The plain letters told an astonishing tale. Beale wrote that back in 1817, he and a party of about thirty Virginia adventurers had ridden west on a hunting trip and, somewhere north of Santa Fe in what was then Spanish New Mexico, stumbled onto a fabulous deposit of gold and silver. They spent the next couple of years mining it, then hauled the haul east in wagons and buried it, in stages, in a stone-lined vault somewhere in Bedford County, Virginia — not far from Morriss’s own inn. The three sheets of numbers, Beale explained, were ciphers. One gave the exact location of the vault. One described what was buried there. And one named every man in the company, so their relatives could claim their rightful shares if the worst happened. Without the key, the numbers were gibberish. And the key, of course, had never arrived.
Morriss tried for years to crack them and failed. Near the end of his life he handed the whole bundle off to a friend — and that friend is the one who found the crack in the wall. After endless trial and error, he tried the most American key imaginable: the Declaration of Independence. He numbered every word in the Declaration — first word, second word, third word, on and on — and then read Beale’s cipher as a list of word-positions. Cipher number two, the second sheet, suddenly broke open. The numbers, matched against the first letters of the numbered words in the Declaration, spelled out plain English. And what it described made the blood run a little faster: roughly three thousand pounds of gold, more than five thousand pounds of silver, and a quantity of jewels — a hoard that, by modern estimates, would be worth somewhere in the neighborhood of sixty million dollars, sitting in a stone vault about four miles from a meeting house in Bedford County.
You can imagine the man’s hands shaking as he reached for the other two sheets.
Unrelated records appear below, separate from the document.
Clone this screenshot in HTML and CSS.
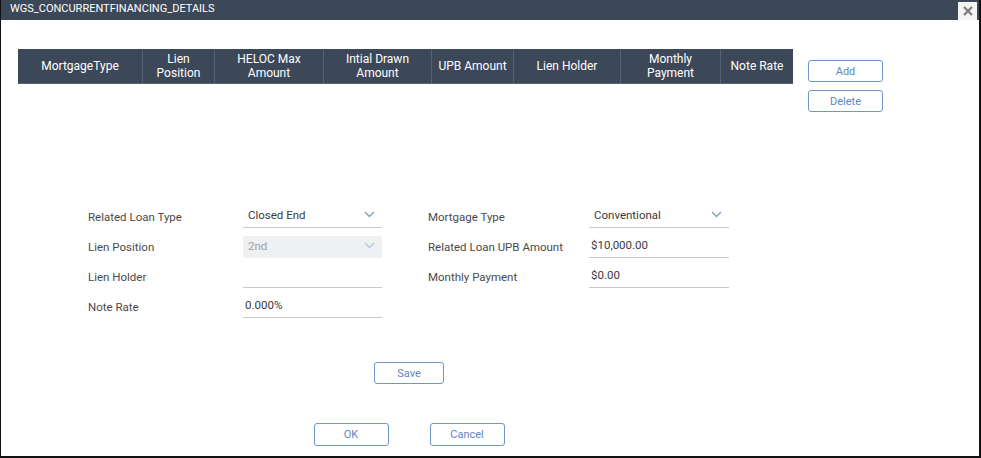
FILE: index.html
```html
<!DOCTYPE html>
<html>
<head>
<meta charset="utf-8">
<link rel="stylesheet" href="styles.css">
</head>
<body>
<div class="window">
  <div class="titlebar">
    <span class="title">WGS_CONCURRENTFINANCING_DETAILS</span>
    <button class="close" aria-label="Close">
      <svg width="10" height="10" viewBox="0 0 10 10"><path d="M1.8 1.8 L8.2 8.2 M8.2 1.8 L1.8 8.2" stroke="#7a7a7a" stroke-width="2.2" stroke-linecap="square"/></svg>
    </button>
  </div>
  <div class="content">
    <div class="top">
      <div class="grid-head">
        <div class="th">MortgageType</div>
        <div class="th">Lien<br>Position</div>
        <div class="th">HELOC Max<br>Amount</div>
        <div class="th">Intial Drawn<br>Amount</div>
        <div class="th">UPB Amount</div>
        <div class="th">Lien Holder</div>
        <div class="th">Monthly<br>Payment</div>
        <div class="th">Note Rate</div>
      </div>
      <div class="side-buttons">
        <button class="btn btn-side">Add</button>
        <button class="btn btn-side">Delete</button>
      </div>
    </div>
    <div class="form">
      <div class="fields">
        <div class="col">
          <div class="row"><span class="label">Related Loan Type</span><div class="field select"><span>Closed End</span><svg class="chev" width="11" height="7" viewBox="0 0 11 7"><path d="M1 1 L5.5 5.5 L10 1" fill="none" stroke="#7b9ccb" stroke-width="1.3"/></svg></div></div>
          <div class="row"><span class="label">Lien Position</span><div class="field select disabled"><span>2nd</span><svg class="chev" width="11" height="7" viewBox="0 0 11 7"><path d="M1 1 L5.5 5.5 L10 1" fill="none" stroke="#b7c6dc" stroke-width="1.3"/></svg></div></div>
          <div class="row"><span class="label">Lien Holder</span><div class="field input"><span></span></div></div>
          <div class="row"><span class="label">Note Rate</span><div class="field input"><span>0.000%</span></div></div>
        </div>
        <div class="col col-right">
          <div class="row"><span class="label">Mortgage Type</span><div class="field select"><span>Conventional</span><svg class="chev" width="11" height="7" viewBox="0 0 11 7"><path d="M1 1 L5.5 5.5 L10 1" fill="none" stroke="#7b9ccb" stroke-width="1.3"/></svg></div></div>
          <div class="row"><span class="label">Related Loan UPB Amount</span><div class="field input"><span>$10,000.00</span></div></div>
          <div class="row"><span class="label">Monthly Payment</span><div class="field input"><span>$0.00</span></div></div>
        </div>
      </div>
      <div class="save-row"><button class="btn btn-save">Save</button></div>
      <div class="footer-row">
        <button class="btn btn-foot">OK</button>
        <button class="btn btn-foot">Cancel</button>
      </div>
    </div>
  </div>
</div>
</body>
</html>
```

FILE: styles.css
```css
* { box-sizing: border-box; }
html, body { margin: 0; padding: 0; background: #fff; }
body { font-family: Roboto, "Noto Sans", Arial, sans-serif; }

.window {
  width: 981px;
  height: 458px;
  border-left: 1px solid #111;
  border-right: 2px solid #111;
  border-bottom: 2px solid #111;
  background: #fff;
  display: flex;
  flex-direction: column;
}

.titlebar {
  height: 20px;
  background: #3c4858;
  display: flex;
  align-items: center;
  justify-content: space-between;
  padding-left: 9px;
  padding-right: 2px;
}
.title {
  color: #fff;
  font-size: 11px;
  line-height: 12px;
  margin-top: -3px;
}
.close {
  width: 19px;
  height: 18px;
  margin-top: 1px;
  border: none;
  padding: 0;
  background: #f4f4f4;
  display: flex;
  align-items: center;
  justify-content: center;
}

.content {
  padding-left: 17px;
  padding-top: 29px;
  display: flex;
  flex-direction: column;
}

.top {
  display: flex;
  align-items: flex-start;
  gap: 15px;
}
.grid-head {
  display: grid;
  grid-template-columns: 124px 72px 109px 108px 82px 107px 100px 73px;
  height: 35px;
  background: #3c4858;
  border-bottom: 1px solid #56637a;
}
.th {
  color: #fff;
  font-size: 12px;
  line-height: 14px;
  display: flex;
  align-items: center;
  justify-content: center;
  text-align: center;
  border-left: 1px solid #55627a;
}
.th:first-child { border-left: none; }

.side-buttons {
  display: flex;
  flex-direction: column;
  gap: 8px;
  padding-top: 11px;
}

.btn {
  font-family: Roboto, "Noto Sans", Arial, sans-serif;
  font-size: 11px;
  color: #5d86be;
  background: #fff;
  border: 1px solid #6f95c9;
  border-radius: 3px;
  padding: 0;
}
.btn-side { width: 75px; height: 22px; }
.btn-save { width: 70px; height: 22px; }
.btn-foot { width: 75px; height: 23px; }

.form {
  margin-left: 70px;
  margin-top: 93px;
  width: 642px;
  display: flex;
  flex-direction: column;
}
.fields {
  display: flex;
  gap: 46px;
}
.col {
  display: flex;
  flex-direction: column;
  gap: 7px;
}
.row {
  display: flex;
  align-items: center;
  height: 23px;
}
.row .label {
  width: 155px;
  font-size: 11.5px;
  color: #4a4a4a;
  padding-top: 1px;
}
.col-right .label { width: 161px; }

.field {
  width: 139px;
  height: 23px;
  border-bottom: 1px solid #c8c8c8;
  display: flex;
  align-items: center;
  justify-content: space-between;
  font-size: 11.5px;
  color: #3a3a3a;
  padding-bottom: 3px;
}
.col-right .field { width: 140px; }
.select { padding-left: 5px; padding-right: 7px; }
.input { padding-left: 2px; }
.select.disabled {
  background: #eff0f2;
  border-bottom: none;
  border-radius: 2px;
  color: #a0a0a0;
  height: 22px;
  padding-bottom: 2px;
}
.chev { flex: none; }

.save-row {
  display: flex;
  justify-content: center;
  margin-top: 44px;
}
.footer-row {
  display: flex;
  justify-content: center;
  gap: 41px;
  margin-top: 39px;
}
```
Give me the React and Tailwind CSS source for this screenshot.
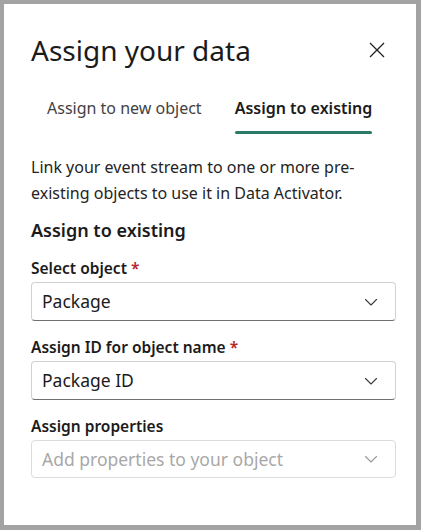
import React from "react";

const font = { fontFamily: "'Noto Sans', 'Open Sans', sans-serif" };

const Chevron = ({ muted }) => (
  <svg width="16" height="16" viewBox="0 0 16 16" fill="none">
    <path
      d="M2.5 5.5 L8 11 L13.5 5.5"
      stroke={muted ? "#9a9a9a" : "#3b3b3b"}
      strokeWidth="1.1"
      strokeLinecap="round"
      strokeLinejoin="round"
    />
  </svg>
);

const Label = ({ children, required }) => (
  <div className="text-[15.5px] font-semibold text-[#1b1b1b] leading-[20px]">
    {children}
    {required && <span className="text-[#b3262c]"> *</span>}
  </div>
);

const Dropdown = ({ value, placeholder }) => (
  <div
    className={`flex items-center justify-between pl-[10px] pr-[16px] rounded-[4px] border ${
      placeholder
        ? "h-[38px] border-[#dcdcdc]"
        : "h-[39px] border-[#d1d1d1] border-b-[#6f6f6f]"
    }`}
  >
    <span
      className={`text-[17.5px] ${placeholder ? "text-[#a8a8a8]" : "text-[#1b1b1b]"}`}
    >
      {value || placeholder}
    </span>
    <Chevron muted={!!placeholder} />
  </div>
);

export default function App() {
  return (
    <div
      style={font}
      className="w-[421px] h-[530px] bg-white border-l-4 border-t-4 border-r-[5px] border-b-[5px] border-[#a3a3a3]"
    >
      <div className="pl-[27px] pr-[20px] pt-[28px]">
        <div className="flex items-center justify-between">
          <h1 className="text-[28px] leading-[36px] font-normal text-[#1b1b1b]">
            Assign your data
          </h1>
          <svg width="18" height="18" viewBox="0 0 18 18" className="mr-[10px]">
            <path d="M2 2 L16 16 M16 2 L2 16" stroke="#222" strokeWidth="1.3" />
          </svg>
        </div>

        <div className="flex gap-[33px] pl-[16px] mt-[28px]">
          <div className="text-[16px] text-[#424242] pb-[12px]">
            Assign to new object
          </div>
          <div className="flex flex-col">
            <div className="text-[16px] font-semibold text-[#1b1b1b]">
              Assign to existing
            </div>
            <div className="h-[3px] mt-[11px] rounded-full bg-[#2c7a68]" />
          </div>
        </div>

        <p className="mt-[20px] text-[16px] leading-[26px] text-[#242424] pr-[20px]">
          Link your event stream to one or more pre-existing objects to use it
          in Data Activator.
        </p>

        <h2 className="mt-[11px] text-[18px] font-semibold text-[#1b1b1b] leading-[26px]">
          Assign to existing
        </h2>

        <div className="mt-[15px] flex flex-col gap-[4px]">
          <Label required>Select object</Label>
          <Dropdown value="Package" />
        </div>

        <div className="mt-[16px] flex flex-col gap-[4px]">
          <Label required>Assign ID for object name</Label>
          <Dropdown value="Package ID" />
        </div>

        <div className="mt-[16px] flex flex-col gap-[4px]">
          <Label>Assign properties</Label>
          <Dropdown placeholder="Add properties to your object" />
        </div>
      </div>
    </div>
  );
}
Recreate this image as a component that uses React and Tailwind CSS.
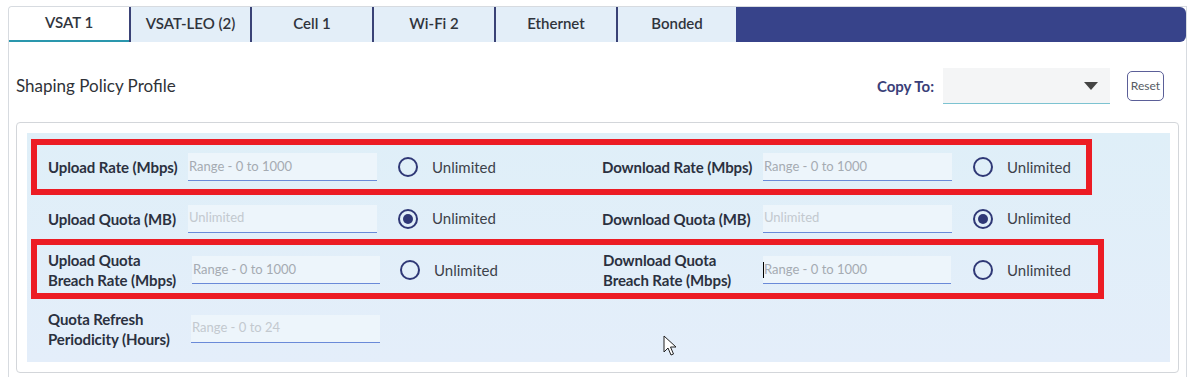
import { useState } from 'react';

const tabs = ['VSAT 1', 'VSAT-LEO (2)', 'Cell 1', 'Wi-Fi 2', 'Ethernet', 'Bonded'];
const tabWidths = ['w-[120px]', 'w-[121px]', 'w-[122px]', 'w-[122px]', 'w-[122px]', 'w-[120px]'];

function Radio({ checked }) {
    return (
        <span className="flex h-[20px] w-[20px] shrink-0 items-center justify-center rounded-full border-2 border-[#2f3876]">
            {checked && <span className="h-[10px] w-[10px] rounded-full bg-[#2f3876]" />}
        </span>
    );
}

function Field({ label, placeholder, checked, disabled, caret, labelW, inputW, radioGap, colW, showRadio = true }) {
    return (
        <div className={`flex items-center ${colW}`}>
            <div className={`${labelW} shrink-0 text-[15px] font-bold leading-[20px] tracking-[-0.1px] text-[#2b3140]`}>{label}</div>
            <div className={`relative flex h-[28px] ${inputW} shrink-0 items-center border-b border-[#6a8ad8] bg-[#edf5fb]`}>
                {caret && <span className="absolute left-0 top-[6px] h-[16px] w-px bg-black" />}
                <span className={`pl-[1px] text-[13px] ${disabled ? 'text-[#c3c9cf]' : 'text-[#a5abb2]'}`}>{placeholder}</span>
            </div>
            {showRadio && (
                <div className={`flex items-center ${radioGap}`}>
                    <Radio checked={checked} />
                    <span className="ml-[14px] text-[15px] text-[#3d424a]">Unlimited</span>
                </div>
            )}
        </div>
    );
}

export default function App() {
    const [active] = useState(0);

    return (
        <div className="relative h-[377px] w-[1192px] overflow-hidden bg-white pl-[8px] pr-[5px] pt-[6px]" style={{ fontFamily: 'Lato, "Noto Sans", sans-serif' }}>
            <div className="h-[400px] rounded-tl-[4px] border-l border-r border-t border-[#d7dbe0]">
                {/* Tabs */}
                <div className="flex h-[35px]">
                    {tabs.map((t, i) => (
                        <div
                            key={t}
                            className={`flex ${tabWidths[i]} items-center justify-center pb-[2px] text-[15px] font-semibold text-[#30343c] ${
                                i === active
                                    ? 'rounded-tl-[4px] border-b-2 border-[#2a97ad] bg-white'
                                    : 'border-l-2 border-[#3a4276] bg-[#e3eef8]'
                            }`}
                        >
                            {t}
                        </div>
                    ))}
                    <div className="flex-1 rounded-r-[6px] bg-[#37438a]" />
                </div>

                {/* Header */}
                <div className="flex h-[80px] items-center pl-[7px] pr-[22px] pt-[8px]">
                    <div className="text-[17px] text-[#2f3238]">Shaping Policy Profile</div>
                    <div className="ml-auto flex items-center">
                        <span className="text-[15px] font-bold text-[#3a4079]">Copy To:</span>
                        <div className="ml-[9px] flex h-[36px] w-[167px] items-center justify-end border-b border-[#7cc3d1] bg-[#f4f5f6] pr-[12px]">
                            <span className="h-0 w-0 border-l-[7px] border-r-[7px] border-t-[8px] border-l-transparent border-r-transparent border-t-[#444]" />
                        </div>
                        <button className="ml-[17px] flex h-[30px] w-[37px] items-center justify-center rounded-[5px] border border-[#5b5f98] text-[12px] text-[#555a63]">
                            Reset
                        </button>
                    </div>
                </div>

                {/* Card */}
                <div className="mx-[7px] rounded-[4px] border border-[#d3d6da] p-[10px] pr-[8px]">
                    <div className="h-[229px] bg-gradient-to-b from-[#dfeff8] to-[#e4eefa] pl-[4px] pt-[6px]">
                        <div className="flex h-[56px] w-[1061px] items-center border-[6px] border-[#ec1c24] pl-[11px]">
                            <Field label="Upload Rate (Mbps)" placeholder="Range - 0 to 1000" labelW="w-[140px]" inputW="w-[189px]" radioGap="ml-[21px]" colW="w-[554px]" />
                            <Field label="Download Rate (Mbps)" placeholder="Range - 0 to 1000" labelW="w-[161px]" inputW="w-[189px]" radioGap="ml-[21px]" colW="" />
                        </div>
                        <div className="flex h-[44px] w-[1061px] items-center border-[6px] border-transparent pl-[11px] pt-[3px]">
                            <Field label="Upload Quota (MB)" placeholder="Unlimited" disabled checked labelW="w-[140px]" inputW="w-[189px]" radioGap="ml-[21px]" colW="w-[554px]" />
                            <Field label="Download Quota (MB)" placeholder="Unlimited" disabled checked labelW="w-[161px]" inputW="w-[189px]" radioGap="ml-[21px]" colW="" />
                        </div>
                        <div className="flex h-[60px] w-[1073px] items-center border-[6px] border-[#ec1c24] pl-[11px] pt-[2px]">
                            <Field label={<>Upload Quota<br />Breach Rate (Mbps)</>} placeholder="Range - 0 to 1000" labelW="w-[144px]" inputW="w-[188px]" radioGap="ml-[20px]" colW="w-[555px]" />
                            <Field label={<>Download Quota<br />Breach Rate (Mbps)</>} placeholder="Range - 0 to 1000" caret labelW="w-[160px]" inputW="w-[188px]" radioGap="ml-[22px]" colW="" />
                        </div>
                        <div className="flex h-[59px] w-[1073px] items-center border-[6px] border-transparent pl-[11px]">
                            <Field label={<>Quota Refresh<br />Periodicity (Hours)</>} placeholder="Range - 0 to 24" disabled showRadio={false} labelW="w-[143px]" inputW="w-[189px]" radioGap="" colW="w-[555px]" />
                        </div>
                    </div>
                </div>
            </div>

            {/* Mouse cursor */}
            <svg className="absolute left-[663px] top-[335px]" width="14" height="22" viewBox="0 0 14 22">
                <path d="M1 1 L1 17 L5 13 L8 20 L10.5 19 L7.5 12 L13 12 Z" fill="white" stroke="#222" strokeWidth="1" strokeLinejoin="round" />
            </svg>
        </div>
    );
}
The first one — the one that gives the exact spot — and the third — the one with all the names. Surely the same trick would open them. It didn’t. He tried the Declaration on cipher one and got nothing but nonsense. Cipher three, the same. He’d been handed the description of the treasure and not one usable clue to where it actually was. He burned years of his life and, by his own account, neglected his family and finances chasing it, until in 1885 he gave up, dumped the entire story into a cheap pamphlet called The Beale Papers, published it through a man named James B. Ward, and effectively dared the public to do what he couldn’t. That pamphlet is the only reason any of us know this story at all.
And ever since, people have been digging — literally and figuratively. Treasure hunters have torn up the fields and hillsides of Bedford County looking for the vault. Cryptographers have hammered the two unsolved ciphers with every tool the centuries have offered. In the 1960s, a code expert named Carl Hammer ran the numbers through some of the most advanced computers of the era and concluded that the undeciphered ciphers weren’t random — they showed patterns suggesting they really do encode some genuine, intelligible message waiting to be read. That finding is catnip to believers. It says: keep going. The treasure is real, the answer is in there, you just haven’t found the right book to read it against.
But now I have to turn the lamp the other way, because the skeptics have built a powerful, sobering case that the whole thing is a beautifully constructed hoax — and it deserves an honest hearing. In 1980, a cryptographer named Jim Gillogly tried running the Declaration of Independence against the unsolved first cipher, just to see what fell out. What he got wasn’t readable English — but it wasn’t random noise either. Buried in the result was a near-perfect alphabetical string: roughly a-b-c-d-e-f-g-h-i-i-j-k-l-m-m-n-o-h-p-p. Letters marching in order. The odds of that happening by accident are astronomically small. Gillogly’s conclusion was deflating: this wasn’t a message at all. It looked like someone had simply written out the alphabet and used the Declaration to dress it up as a cipher — the fingerprints of a hoaxer amusing himself, not a frontiersman hiding a fortune.
The doubts pile higher from there. In 1982, the investigator Joe Nickell went at the language of the pamphlet itself and found words and phrases that don’t belong in the 1820s — most famously “stampeding,” a term that came into common use decades later, betraying a writer working long after the dates the story claims. Researchers have combed census and tax records and found no solid trace of a Thomas J. Beale who matches the tale. And the story’s structure is suspiciously convenient: the one cipher that “proves” the treasure exists is the one that got solved, while the two that would actually let you find it or claim it remain locked forever. A skeptic will tell you that’s not a coincidence — that’s how you sell a pamphlet. Keep the prize visible and the door bolted, and people will pay to keep trying.
So which is it? Here is where the honest storyteller has to set the lamp down and admit the room is still half-dark. The hoax case is strong — the alphabet string in cipher one is genuinely hard to explain away, the anachronisms are real, and Thomas Beale himself may never have drawn a breath. And yet the thing refuses to die quietly, because the solved cipher works flawlessly against the Declaration, the unsolved ones still carry statistical hints of structure, and no one has ever produced the smoking gun that names the hoaxer or shows exactly how the trick was done. We are left with three sheets of numbers, a vault that may or may not exist under a Virginia hillside, and a fortune that has been four miles from a country meeting house — or four miles from nowhere — for two hundred years.
Maybe it’s gold. Maybe it’s the cleverest practical joke in American history, still landing its punchline on people willing to grab a shovel. The only thing we can say for certain is that two of Beale’s three pages have kept their mouths shut since before the Civil War, and every key anyone has ever tried has turned in the lock without opening the door. The numbers are still sitting there, waiting. And somebody, someday, is going to try one more book.